2011 March 08, 8:00 AM, London
EDHEC Risk Institute presents:
Raman Uppal
How to (or how not to) manage money
New approaches for portfolio construction.
Admission is free, but registration (soon) is required. More details in the brochure (pdf)
2011 March 08 6PM, London
The LondonR meeting.
Details at http://www.londonr.org/
2011 March 09 6:30, New York, Midtown
The Thalesians present:
Peter Decrem
Interest Rate and Credit Modeling on GPUs
This talk will discuss the application of Monte Carlo methods to a GPU implementation of the LIBOR Market/BGM Model. In the process we will discuss random number generation and inverse normal distribution functions designed for execution on the GPU. We will demonstrate how some level of abstraction can be implemented to obtain hardware agnostic code. We will also briefly discuss the limitations of the GPU for the BGM model and point at opportunities for the use of GPUs in the credit analytics space. Resources, including open source code focused on BGM implementation in CUDA, will be identified and used for illustration purposes to help jumpstart the GPU development work.
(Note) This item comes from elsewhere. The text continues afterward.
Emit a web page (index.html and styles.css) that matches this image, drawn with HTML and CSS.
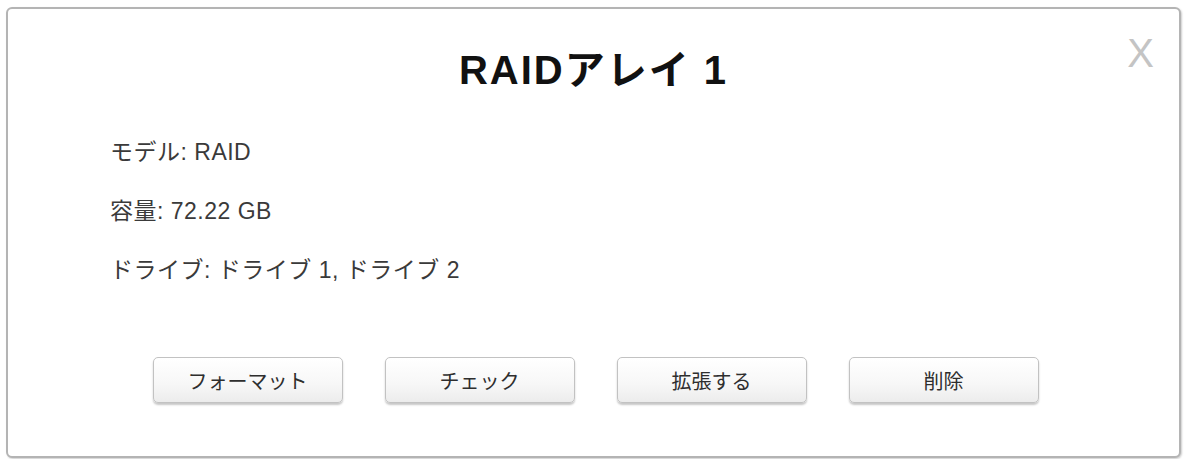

More details at the Thalesians.
2011 March 14 6:00 PM, London
The London Quant Group presents:
Bernd Scherer
Optimal Asset Allocation for Sovereign Wealth Funds
Given recent interest in the activities of sovereign wealth funds (SWF) this paper will review the financial economics of portfolio choice for oil based investors. We view the optimal asset allocation problem of a sovereign wealth fund as the decision making problem of an investor with non tradable endowed wealth (oil reserves). Optimal portfolios combine speculative demand (optimal growth) as well as hedging demand (hedging resource fluctuation risk) and their level of risk taking should depend both on the fraction of financial wealth to resource wealth as well as the oil shock hedging properties of its investments. As a novelty in the theoretical literature we introduce background risk for a SWF in the form of oil reserve uncertainty. SWF with large uncertainty about the size of their reserves should invest less aggressively and vice versa. We also identify the optimal speed of the extraction policy (oil to equity transformation) as driving force for portfolio adjustments across time and present a dynamic programming approach to approximate portfolio adjustments.
The cost is £40 for non-members. To book a place email to liisa@burgundyblueevents.com
2011 March 16 5:30 PM, New York, Midtown
QWAFAFEW presents:
Ruben Falk
Leveraging Minimum Variance to Enhance Portfolio Returns
Analysis shows that the performance of certain minimum variance portfolios can provide an after-transaction-costs annual return as much as twice that of the S&P 500 with half the realized volatility. Leveraging our proprietary US Fundamental Risk Model and Alphaworks factor library, we demonstrate how the minimum variance portfolio can be used in combination with tilts to other factors. We discuss the difficultly in beating the minimum variance portfolio, and how style tilts can be implemented to achieve a similar level of return with lower turnover, but higher realized risk. By extension, our research suggests that for many active strategies the inclusion of the minimum variance objective, while maintaining strong tilts to the original strategy is likely to enhance manager performance.
Yin Luo
The Puzzling Relationship between Risk and Return — Defensive and Offensive strategies
Minimum volatility portfolios are not new. Although they have some intriguing properties, low risk is not necessarily one of them. This presentation explores this puzzling relationship and examines some defensive and offensive applications of the construct.
Details at QWAFAFEW.
2011 March 23 5:45 PM, London
Ultra Low Latency
Exchange consolidation. Co-location issues. Rate of connectivity and the search for ever lower latency. This environment the trader finds himself in, with the need for speed driving the latest innovations, and the government engaged in push-back, is challenging and one ripe for discussion. The application of algorithms in the high frequency space has been addressed in the equity market but what’s the next area of growth? What developments are occurring in FX, Options, Futures, Commodities and the other asset classes?
Details at the Mankoff Company.
2011 April 12-13, London
Finance with R Workshop
Details at OptiRisk Systems.
2011 April 29-30, Chicago
R/Finance 2011: Applied finance with R
Keynote speakers:
- John Bollinger
- Mebane Faber
- Stefano Iacus
- Louis Kates
2011 May 16-17, London
London Quant Group Spring Seminar
Details will undoubtedly appear on http://www.lqg.org.uk/
2011 May 25-27, Marseille
Forecasting Financial Markets
Details at http://www.ffm-conference.com/
2011 August 16-18, Coventry England
UseR! 2011
Invited speakers:
- Adrian Bowman
- Lee Edlefsen
- Ulrike Gromping
- Wolfgang Huber
- Brian Ripley
- Jonathan Rougier
- Simon Urbanek
- Brandon Whitcher
Raman Uppal taught a course on International Finance back when I did my Masters at London Business School. He is an incredible and inspiring speaker. I only wish I was still in the UK so I could catch him speak!